Robot, odkurzacze, ekspres
Domem małżeństwa posłów pod Warszawą, który według nich miał być dopiero w budowie, zajęła się również TV Republika. Z jej materiału wywnioskować jednak można, że budynek z zewnątrz jest wykończony i nosi ślady użytkowania.
„Polowanie na Myrchów” rozpoczęli również internauci, którzy przeanalizowali zakupy małżeństwa dla własnych biur poselskich. Odkryli m.in., że w 2021 roku Kinga Gajewska postanowiła wyposażyć swoje biuro poselskie w Błoniu w kilka nowoczesnych sprzętów, w tym robota sprzątającego za ponad 2100 zł i odkurzacz za około 235 zł. Rok wcześniej do tego samego biura zakupiła inny odkurzacz, tym razem za prawie 369 zł.
Arkadiusz Myrcha w ciągu dwóch lat nabył cztery ekspresy do kawy, na które wydał łącznie prawie 7500 zł. Internauci obliczyli również według „kilometrówek” z poprzedniego roku, że para posłów średnio pokonywała około 100 kilometrów dziennie.

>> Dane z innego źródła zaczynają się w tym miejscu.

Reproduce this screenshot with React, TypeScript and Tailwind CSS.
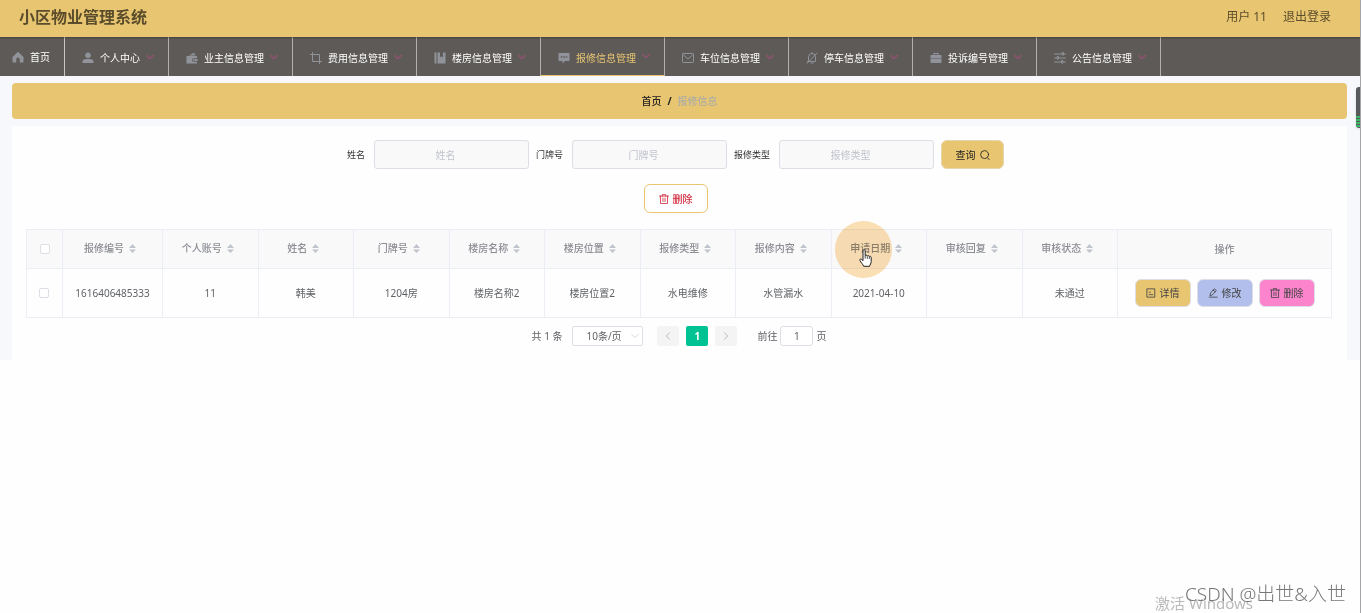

Wspomniany dom o powierzchni 166 metrów kwadratowych wyceniony jest na 700 tys. zł. Jak ustalił portal Onet, Kinga Gajewska, która otrzymała nieruchomość w darowiźnie od rodziców, dopiero w poniedziałek 7 października uwzględniła to w poselskim rejestrze korzyści. Jest tam też informacja o darowiźnie od męża w kwocie 40 000 złotych.